UNFORGETTABLE LOWLIGHT: If Auburn ends up winning the BCS title next month, they can thank Georgia linebacker Josh Harvey-Clemons for helping deliver it to the Tigers. Harvey-Clemons tipped a surely failed fourth-and-18 pass away from teammate Trey Matthews and straight into the hands of Tigers receiver Ricardo Louis for a 73-yard touchdown with 25 seconds left. I called it the “Alley-Oops” but folks on the Plains are hailing it as the “Immaculate Deflection.”
BEST SENIOR: This has to be a three-way tie between arguably the three best quarterbacks to ever play at Clemson, South Carolina and Georgia. Tajh Boyd was mostly magnificent at Clemson, but failing to never beat the Gamecocks will weigh heavy. Connor Shaw was the ultimate gamer for the Gamecocks, proving better than we ever thought he could be. And Aaron Murray was a classy competitor who never quit until his knee gave out after breaking most SEC passing records despite never winning a championship. This region’s fans never had it so good.
COSTLIEST INJURY: They’re a big part of the game and every team has to handle them, of course. But Georgia had more catastrophic injuries to key skill players than any team should have to endure. The two biggest, however, were in consecutive weeks to star running backs Todd Gurley and Keith Marshall. Those two losses led to the midseason slide that ruined the Bulldogs’ championship chances. If just one of them had been healthy against Missouri and Vandy, who knows how things would have turned out.

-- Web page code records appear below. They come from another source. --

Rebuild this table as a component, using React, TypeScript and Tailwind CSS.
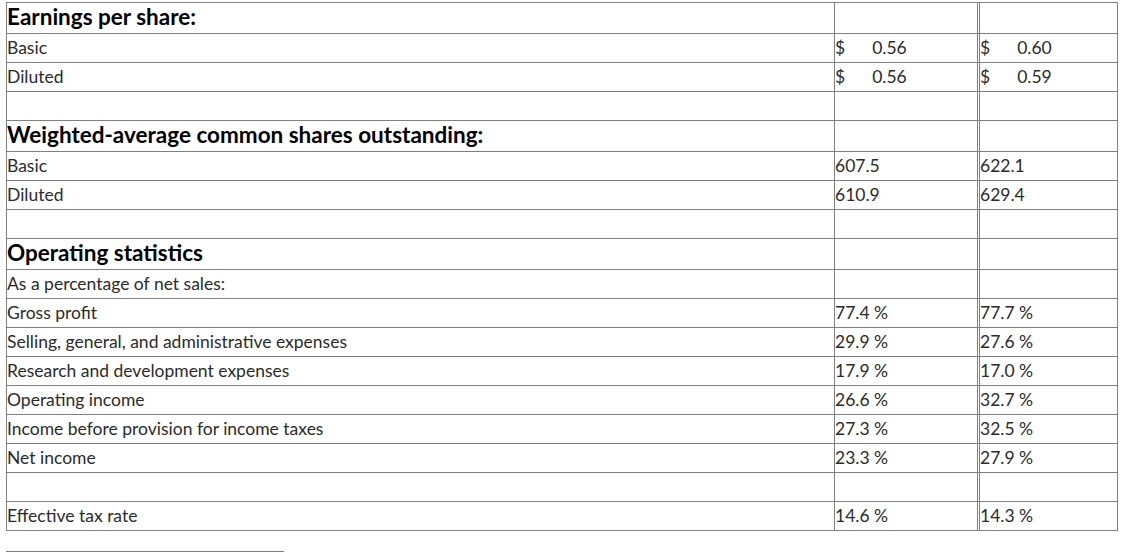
import React from 'react';

type Row =
  | { kind: 'head'; label: string }
  | { kind: 'empty' }
  | { kind: 'text'; label: string }
  | { kind: 'money'; label: string; a: string; b: string }
  | { kind: 'value'; label: string; a: string; b: string };

const rows: Row[] = [
  { kind: 'head', label: 'Earnings per share:' },
  { kind: 'money', label: 'Basic', a: '0.56', b: '0.60' },
  { kind: 'money', label: 'Diluted', a: '0.56', b: '0.59' },
  { kind: 'empty' },
  { kind: 'head', label: 'Weighted-average common shares outstanding:' },
  { kind: 'value', label: 'Basic', a: '607.5', b: '622.1' },
  { kind: 'value', label: 'Diluted', a: '610.9', b: '629.4' },
  { kind: 'empty' },
  { kind: 'head', label: 'Operating statistics' },
  { kind: 'text', label: 'As a percentage of net sales:' },
  { kind: 'value', label: 'Gross profit', a: '77.4 %', b: '77.7 %' },
  { kind: 'value', label: 'Selling, general, and administrative expenses', a: '29.9 %', b: '27.6 %' },
  { kind: 'value', label: 'Research and development expenses', a: '17.9 %', b: '17.0 %' },
  { kind: 'value', label: 'Operating income', a: '26.6 %', b: '32.7 %' },
  { kind: 'value', label: 'Income before provision for income taxes', a: '27.3 %', b: '32.5 %' },
  { kind: 'value', label: 'Net income', a: '23.3 %', b: '27.9 %' },
  { kind: 'empty' },
  { kind: 'value', label: 'Effective tax rate', a: '14.6 %', b: '14.3 %' },
];

const Money: React.FC<{ v: string }> = ({ v }) => (
  <span className="flex">
    <span>$</span>
    <span className="ml-[27px]">{v}</span>
  </span>
);

export default function App() {
  const cell = 'border-b border-[#808080] p-0 align-middle';
  return (
    <div
      className="bg-white min-h-[555px] pt-[2px] pl-[6px] text-[#2b2b2b]"
      style={{ fontFamily: 'Lato, "Open Sans", sans-serif' }}
    >
      <table className="border-separate border-spacing-0 w-[1112px] text-[17.5px] leading-[28px]">
        <tbody>
          {rows.map((r, i) => {
            const top = i === 0 ? ' border-t' : '';
            const h = r.kind === 'head' ? 'h-[31px]' : 'h-[29px]';
            let label: React.ReactNode = null;
            let a: React.ReactNode = null;
            let b: React.ReactNode = null;
            if (r.kind === 'head') {
              label = <span className="text-[22.5px] font-bold text-black">{r.label}</span>;
            } else if (r.kind === 'text') {
              label = r.label;
            } else if (r.kind === 'money') {
              label = r.label;
              a = <Money v={r.a} />;
              b = <Money v={r.b} />;
            } else if (r.kind === 'value') {
              label = r.label;
              a = r.a;
              b = r.b;
            }
            return (
              <tr key={i} className={h}>
                <td className={`${cell}${top} border-l border-r w-[829px]`}>{label}</td>
                <td className={`${cell}${top} border-r-[3px] border-r-[#808080] border-double w-[145px]`}>{a}</td>
                <td className={`${cell}${top} border-r`}>{b}</td>
              </tr>
            );
          })}
        </tbody>
      </table>
      <div className="mt-[20px] w-[278px] border-t border-[#808080]" />
    </div>
  );
}
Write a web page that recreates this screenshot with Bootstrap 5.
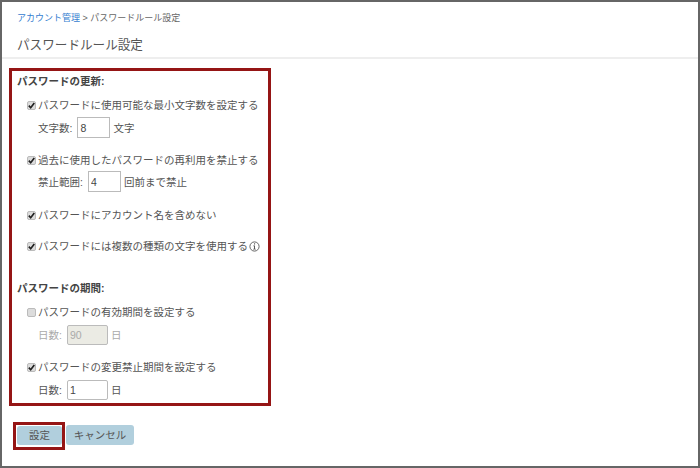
<!DOCTYPE html>
<html lang="ja">
<head>
<meta charset="utf-8">
<title>パスワードルール設定</title>
<link rel="stylesheet" href="https://cdn.jsdelivr.net/npm/bootstrap@5.3.0/dist/css/bootstrap.min.css">
<style>
html,body{height:100%;}
body{font-family:"Liberation Sans","Noto Sans CJK JP",sans-serif;font-size:10.5px;color:#555;background:#fff;}
.frame{height:468px;border:2px solid #666;overflow:hidden;background:#fff;}
.crumbs{padding:9px 0 0 15px;height:32px;font-size:9px;line-height:14px;color:#666;}
.crumbs a{color:#3580d0;text-decoration:none;}
.page-ttl{margin:0;padding:0 0 0 15px;height:23px;font-size:12.6px;line-height:22px;font-weight:400;color:#555;border-bottom:2px solid #eee;box-sizing:content-box;}
.rulebox{margin:9px 0 0 7px;width:262px;height:338px;border:3px solid #951515;padding:0 0 0 5px;}
.sect{margin:0;font-size:10.5px;font-weight:700;color:#444;line-height:14px;}
.s1{padding-top:3px;}
.s2{padding-top:27px;}
.chk{display:flex;align-items:center;height:16px;line-height:16px;margin-left:10px;}
.chk input{appearance:none;-webkit-appearance:none;width:9px;height:9px;margin:0 2px 0 0;flex:none;background:#dcdcdc center/9px 9px no-repeat;border:1px solid #bbb;border-radius:2px;}
.chk input:checked{background-image:url("data:image/svg+xml,%3Csvg xmlns='http://www.w3.org/2000/svg' viewBox='0 0 9 9'%3E%3Cpath d='M1.8 4.6l1.9 2.1 3.6-4.6' fill='none' stroke='%23222' stroke-width='1.7'/%3E%3C/svg%3E");}
.sub{display:flex;align-items:center;gap:3px;height:20px;margin:5px 0 0 21px;line-height:20px;}
.sub input{width:41px;height:20px;padding:0 0 0 2px;font-family:"Liberation Sans",sans-serif;font-size:10.5px;color:#444;border:1px solid #bbb;background:#fff;border-radius:2px;}
.sub input:disabled{background:#ebebe4;color:#aaa;}
.sub.off{color:#aaa;}
.sub.narrow{height:21px;margin-top:4px;}
.sub.narrow input{width:33px;height:21px;border-radius:0;}
.sub.narrow.mid{margin-top:3px;}
.labelgap{margin-right:2px;}
.g1{margin-top:9px;}
.g2{margin-top:14px;}
.g3{margin-top:15px;}
.g4{margin-top:15px;}
.g5{margin-top:9px;}
.g6{margin-top:14px;}
.info{flex:none;margin-left:1px;}
.actions{display:flex;align-items:flex-start;margin:16px 0 0 11px;height:28px;}
.hl{border:3px solid #951515;padding:0 0 0 1px;height:28px;width:52px;display:flex;}
.btn-plain{font-size:10.5px;line-height:1;padding:0;height:20px;border:0;border-radius:3px;background:#b1cfdd;color:#555;}
.hl .btn-plain{width:45px;height:19px;margin:1px 0 0 0;}
.cancel{width:68px;margin:3px 0 0 1px;}
</style>
</head>
<body>
<div class="frame">
  <div class="crumbs"><a href="#">アカウント管理</a> &gt;&nbsp;パスワードルール設定</div>
  <h1 class="page-ttl">パスワードルール設定</h1>
  <form>
    <div class="rulebox">
      <h2 class="sect s1">パスワードの更新:</h2>
      <div class="chk g1"><input type="checkbox" checked><span>パスワードに使用可能な最小文字数を設定する</span></div>
      <div class="sub narrow"><span class="labelgap">文字数:</span><input type="text" value="8"><span>文字</span></div>
      <div class="chk g2"><input type="checkbox" checked><span>過去に使用したパスワードの再利用を禁止する</span></div>
      <div class="sub narrow mid"><span class="labelgap">禁止範囲:</span><input type="text" value="4"><span>回前まで禁止</span></div>
      <div class="chk g3"><input type="checkbox" checked><span>パスワードにアカウント名を含めない</span></div>
      <div class="chk g4"><input type="checkbox" checked><span>パスワードには複数の種類の文字を使用する</span>
        <svg class="info" width="11" height="11" viewBox="0 0 11 11"><circle cx="5.5" cy="5.5" r="4.6" fill="none" stroke="#555" stroke-width=".9"/><rect x="5" y="2.3" width="1.1" height="1.2" fill="#555"/><path d="M4.3 4.6h1.7v3.2h.8v.7H4.2v-.7h.8V5.3h-.7z" fill="#555"/></svg>
      </div>
      <h2 class="sect s2">パスワードの期間:</h2>
      <div class="chk g5"><input type="checkbox"><span>パスワードの有効期間を設定する</span></div>
      <div class="sub off"><span class="labelgap">日数:</span><input type="text" value="90" disabled><span>日</span></div>
      <div class="chk g6"><input type="checkbox" checked><span>パスワードの変更禁止期間を設定する</span></div>
      <div class="sub"><span class="labelgap">日数:</span><input type="text" value="1"><span>日</span></div>
    </div>
    <div class="actions">
      <div class="hl"><button type="button" class="btn btn-plain">設定</button></div>
      <button type="button" class="btn btn-plain cancel">キャンセル</button>
    </div>
  </form>
</div>
<script src="https://cdn.jsdelivr.net/npm/bootstrap@5.3.0/dist/js/bootstrap.bundle.min.js"></script>
</body>
</html>
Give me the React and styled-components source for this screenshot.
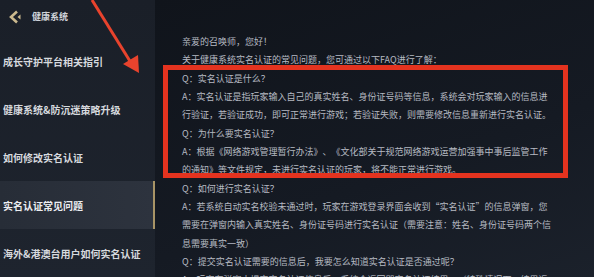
import React from "react";
import styled, { createGlobalStyle } from "styled-components";

const GlobalStyle = createGlobalStyle`
  html, body {
    margin: 0;
    padding: 0;
    background: #131820;
  }
  body {
    font-family: "Noto Sans CJK SC", "Noto Sans", sans-serif;
  }
`;

const menu = [
  "成长守护平台相关指引",
  "健康系统&防沉迷策略升级",
  "如何修改实名认证",
  "实名认证常见问题",
  "海外&港澳台用户如何实名认证",
];

// visual lines of the FAQ text, as they wrap in the panel
const lines = [
  "亲爱的召唤师，您好！",
  "关于健康系统实名认证的常见问题，您可通过以下FAQ进行了解：",
  "Q：实名认证是什么？",
  "A：实名认证是指玩家输入自己的真实姓名、身份证号码等信息，系统会对玩家输入的信息进",
  "行验证，若验证成功，即可正常进行游戏；若验证失败，则需要修改信息重新进行实名认证。",
  "Q：为什么要实名认证？",
  "A：根据《网络游戏管理暂行办法》、《文化部关于规范网络游戏运营加强事中事后监管工作",
  "的通知》等文件规定，未进行实名认证的玩家，将不能正常进行游戏。",
  "Q：如何进行实名认证？",
  "A：若系统自动实名校验未通过时，玩家在游戏登录界面会收到“实名认证”的信息弹窗，您",
  "需要在弹窗内输入真实姓名、身份证号码进行实名认证（需要注意：姓名、身份证号码两个信",
  "息需要真实一致）",
  "Q：提交实名认证需要的信息后，我要怎么知道实名认证是否通过呢？",
  "A：玩家在弹窗中提交实名认证信息后，系统会返回即实名认证结果。（特殊情况下，结果返",
];

const App = () => {
  return (
    <Page>
      <GlobalStyle />
      <Sidebar>
        <Header>
          <BackIcon width="14" height="14" viewBox="0 0 14 14">
            <polyline points="9,1.5 3,7 9,12.5" fill="none" stroke="#cbb98e" strokeWidth="2.6" />
            <polygon points="12.5,4.5 9.5,7 12.5,9.5" fill="#cbb98e" />
          </BackIcon>
          <Title>健康系统</Title>
        </Header>
        {menu.map((item, i) => (
          <MenuItem key={item} active={i === 3}>
            {item}
          </MenuItem>
        ))}
      </Sidebar>
      <Content>
        {lines.map((line, i) => (
          <Line key={i}>{line}</Line>
        ))}
        <HighlightBox />
      </Content>
      <Arrow width="60" height="80" viewBox="0 0 60 80">
        <line x1="2" y1="0" x2="43" y2="66" stroke="#e8432d" strokeWidth="3" />
        <polygon points="33,64 48,55 49,73" fill="#e8432d" />
      </Arrow>
    </Page>
  );
};

const Page = styled.div`
  position: relative;
  display: flex;
  width: 594px;
  height: 277px;
  overflow: hidden;
  background: #131820;
`;

const Sidebar = styled.div`
  width: 155px;
  flex-shrink: 0;
  display: flex;
  flex-direction: column;
  background: linear-gradient(180deg, #1a1f28 0%, #1e242e 100%);
`;

const Header = styled.div`
  height: 38px;
  display: flex;
  align-items: center;
  gap: 10px;
  padding: 0 0 4px 8px;
  box-sizing: border-box;
`;

const BackIcon = styled.svg`
  display: block;
`;

const Title = styled.span`
  font-size: 9px;
  font-weight: 700;
  color: #cfd2d8;
`;

const MenuItem = styled.div`
  height: 48px;
  flex-shrink: 0;
  display: flex;
  align-items: center;
  padding-left: 3px;
  box-sizing: border-box;
  font-size: 10px;
  font-weight: 700;
  color: ${(p) => (p.active ? "#eceef2" : "#d6d9de")};
  background: ${(p) => (p.active ? "linear-gradient(90deg, #272d37 0%, #2d333e 100%)" : "transparent")};
  border-right: 2px solid ${(p) => (p.active ? "#a89466" : "transparent")};
  white-space: nowrap;
`;

const Content = styled.div`
  position: relative;
  flex: 1;
  padding: 33px 0 0 27px;
  background:
    radial-gradient(ellipse 330px 180px at 640px 330px, #2a3240 0%, #232a36 60%, transparent 61%),
    linear-gradient(160deg, #10141b 0%, #151a23 60%, #1b212b 100%);
`;

const Line = styled.p`
  margin: 0;
  font-size: 9px;
  line-height: 18.35px;
  color: #b6bac2;
  white-space: nowrap;
  text-spacing-trim: space-all;
`;

const HighlightBox = styled.div`
  position: absolute;
  left: 8px;
  top: 65px;
  width: 405px;
  height: 113px;
  box-sizing: border-box;
  border: 5px solid #e4331f;
`;

const Arrow = styled.svg`
  position: absolute;
  left: 90px;
  top: 0;
`;

export default App;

BIGGEST DISAPPOINTMENT: Vad Lee didn’t pan out as hoped at the helm of Georgia Tech’s option offense. Injury (and perhaps motivation) kept Jadeveon Clowney from being the Heisman-caliber disruptive force that was envisioned. But nobody had a worse year than Bulldogs defensive coordinator Todd Grantham. Even having to replace eight NFL departures is no excuse for sending out a defense that never seemed to improve.
It will be hard for 2014 to measure up by comparison to this memorable season.